There being no further discussion, I put the resolution to a poll, which will be taken once all resolutions have been tabled at the meeting. As I have an interest in resolution four, I will hand over the chair of the meeting to Matthew for resolution four.
Thanks, Ian. Resolution four is the issue of shares to directors under the SPP. The resolution and a summary of the proxies is displayed on the screen. I propose a motion from the specific proxies that are held as chair of the meeting. Is there any discussion with respect to the motion? Are there any questions regarding the resolution? There being no discussion, I put the resolution to a poll, which will now be taken. I'll pass the chair back to Ian to run through the procedure for the poll.
Thank you, Matthew. I direct that a poll be taken in respect of all the resolutions. Persons entitled to vote on this poll are all shareholders, representatives, and attorneys of shareholders and proxy holders who hold the yellow voting card. If you are here in more than one of those capacities, you will have been issued with as many yellow voting cards as you have separate capacities.

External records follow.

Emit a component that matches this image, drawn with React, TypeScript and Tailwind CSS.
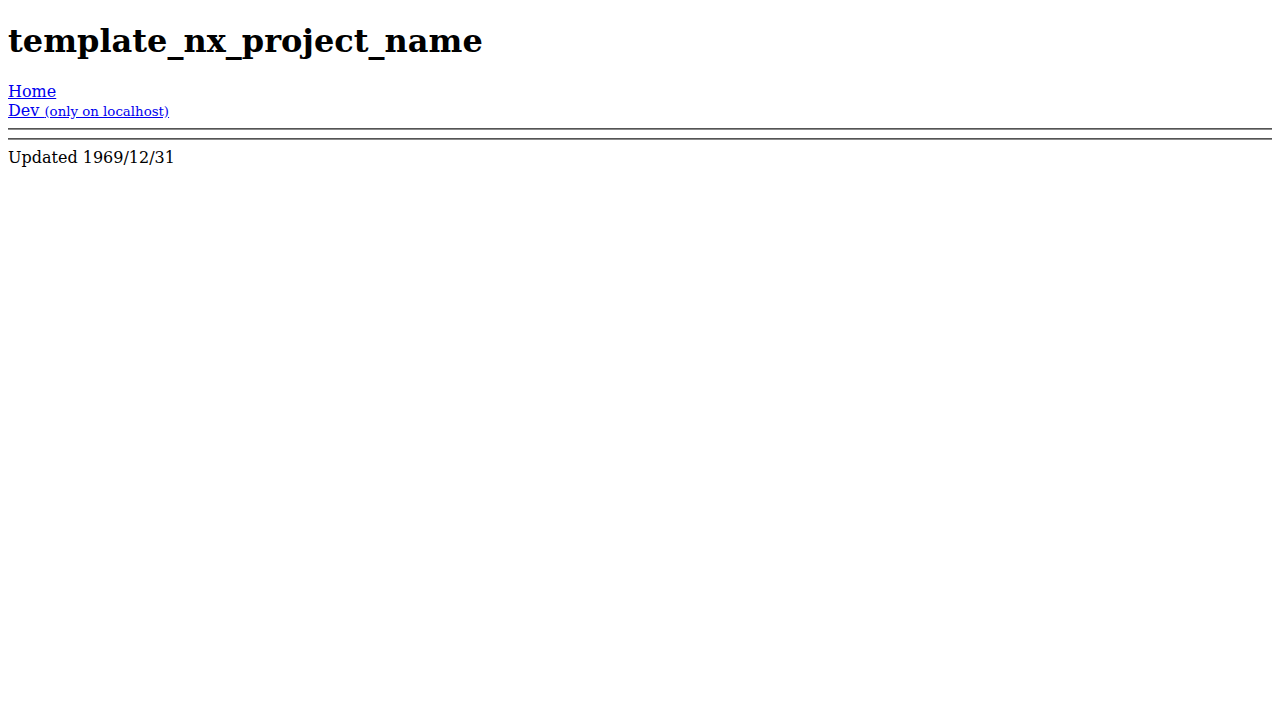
export default function App() {
  return (
    <div className="px-2 font-['DejaVu_Serif',serif] text-base leading-[normal] text-black">
      <h1 className="mt-[22.44px] mb-[21.44px] text-[32px] font-bold leading-[normal]">template_nx_project_name</h1>
      <div>
        <a href="#" className="text-[#0000ee] underline">
          Home
        </a>
      </div>
      <div>
        <a href="#" className="text-[#0000ee] underline">
          Dev <small className="text-[13.33px]">(only on localhost)</small>
        </a>
      </div>
      <hr className="my-2 h-0 border-t border-b border-solid border-t-[#555] border-b-[#8a8a8a]" />
      <hr className="my-2 h-0 border-t border-b border-solid border-t-[#555] border-b-[#8a8a8a]" />
      <div>Updated 1969/12/31</div>
    </div>
  );
}
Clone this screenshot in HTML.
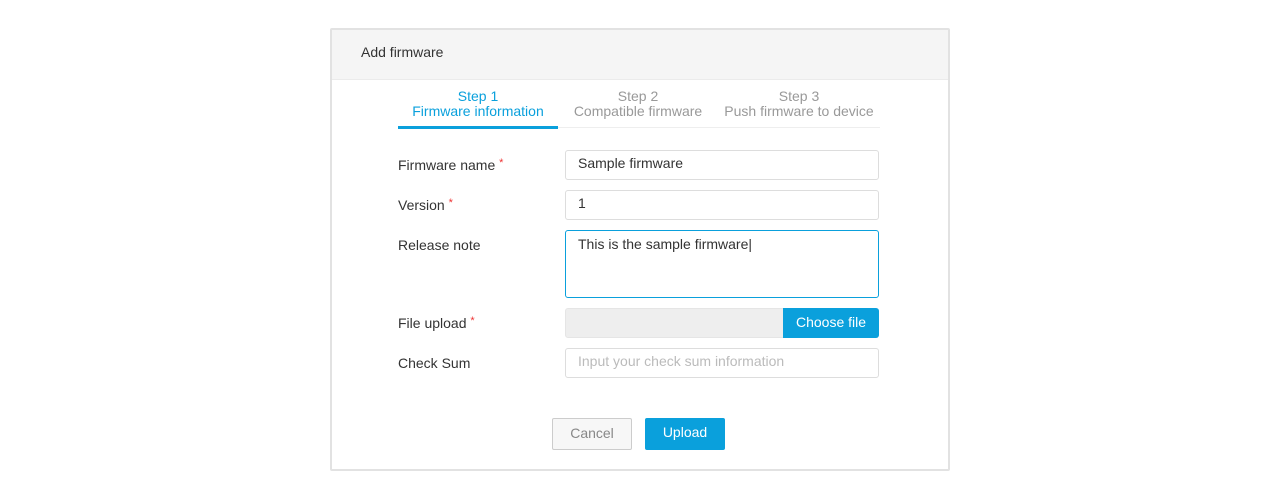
<!DOCTYPE html>
<html><head><style>
body{margin:0;background:#fff;font-family:"Liberation Sans",sans-serif;width:1280px;height:500px;position:relative;overflow:hidden}
.card{position:absolute;left:330px;top:28px;width:616px;height:439px;border:2px solid #e2e2e2;border-radius:2px}
.hdr{height:49px;background:#f5f5f5;border-bottom:1px solid #ebebeb;font-size:14px;color:#333;line-height:45px;padding-left:29px}
.abs{position:absolute}
.tab{position:absolute;top:59px;text-align:center;font-size:14px;line-height:15px;color:#999}
.lbl{position:absolute;left:66px;font-size:14px;color:#333}
.lbl b{color:#e33;font-weight:normal;font-size:11px;vertical-align:top}
.inp{position:absolute;left:233px;width:314px;border:1px solid #ddd;border-radius:3px;font-size:14px;color:#333;box-sizing:border-box;padding-left:12px}
</style></head><body>
<div class="card">
<div class="hdr">Add firmware</div>
<div class="tab" style="left:66px;width:160px;color:#0aa0dc">Step 1<br>Firmware information</div>
<div class="tab" style="left:226px;width:160px">Step 2<br>Compatible firmware</div>
<div class="tab" style="left:386px;width:162px">Step 3<br>Push firmware to device</div>
<div class="abs" style="left:66px;top:97px;width:482px;height:1px;background:#eee"></div>
<div class="abs" style="left:66px;top:96px;width:160px;height:3px;background:#0aa0dc"></div>
<div class="lbl" style="top:127px">Firmware name <b>*</b></div>
<div class="inp" style="top:120px;height:30px;line-height:25px">Sample firmware</div>
<div class="lbl" style="top:167px">Version <b>*</b></div>
<div class="inp" style="top:160px;height:30px;line-height:25px">1</div>
<div class="lbl" style="top:207px">Release note</div>
<div class="inp" style="top:200px;height:68px;border-color:#0aa0dc;padding-top:5px;line-height:16px">This is the sample firmware|</div>
<div class="lbl" style="top:285px">File upload <b>*</b></div>
<div class="inp" style="top:278px;height:30px;background:#eee;border-color:#e5e5e5"></div>
<div class="abs" style="left:451px;top:278px;width:96px;height:30px;background:#0aa0dc;color:#fff;font-size:14px;line-height:28px;text-align:center;border-radius:0 3px 3px 0">Choose file</div>
<div class="lbl" style="top:325px">Check Sum</div>
<div class="inp" style="top:318px;height:30px;line-height:25px;color:#bbb">Input your check sum information</div>
<div class="abs" style="left:220px;top:388px;width:80px;height:32px;box-sizing:border-box;border:1px solid #ccc;background:#f7f7f7;border-radius:2px;color:#888;font-size:14px;text-align:center;line-height:28px">Cancel</div>
<div class="abs" style="left:313px;top:388px;width:80px;height:32px;background:#0aa0dc;border-radius:2px;color:#fff;font-size:14px;text-align:center;line-height:29px">Upload</div>
</div>
</body></html>
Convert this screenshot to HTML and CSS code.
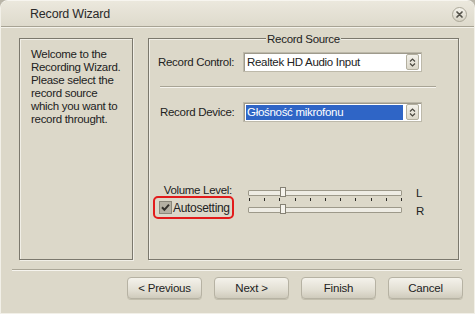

If there are any aspects regarding the voting on which you are uncertain, please do not hesitate to ask the share registry staff. We will be circulating the ballot box. Shareholders and proxy holders are now asked to complete the ballot box. The representative from the share registry will then collect the papers, which will be verified against the register of members. Would you please indicate by raising your hand if you require more time to complete and lodge your voting papers?
Anybody need a hand?
Anybody else that's not yet completed the form or handed the form in? One step. Are there any more cards coming? I think third time in two months, I think shareholders are very good at completing their forms now. It appears as though the voting process has been completed. I therefore declare the poll closed. The results of the poll will be announced to the ASX following the meeting. Ladies and gentlemen, that brings us to the end of the formal business of the meeting. Thank you for your attendance today, and I thank you for your support as a shareholder. And now I declare this meeting closed.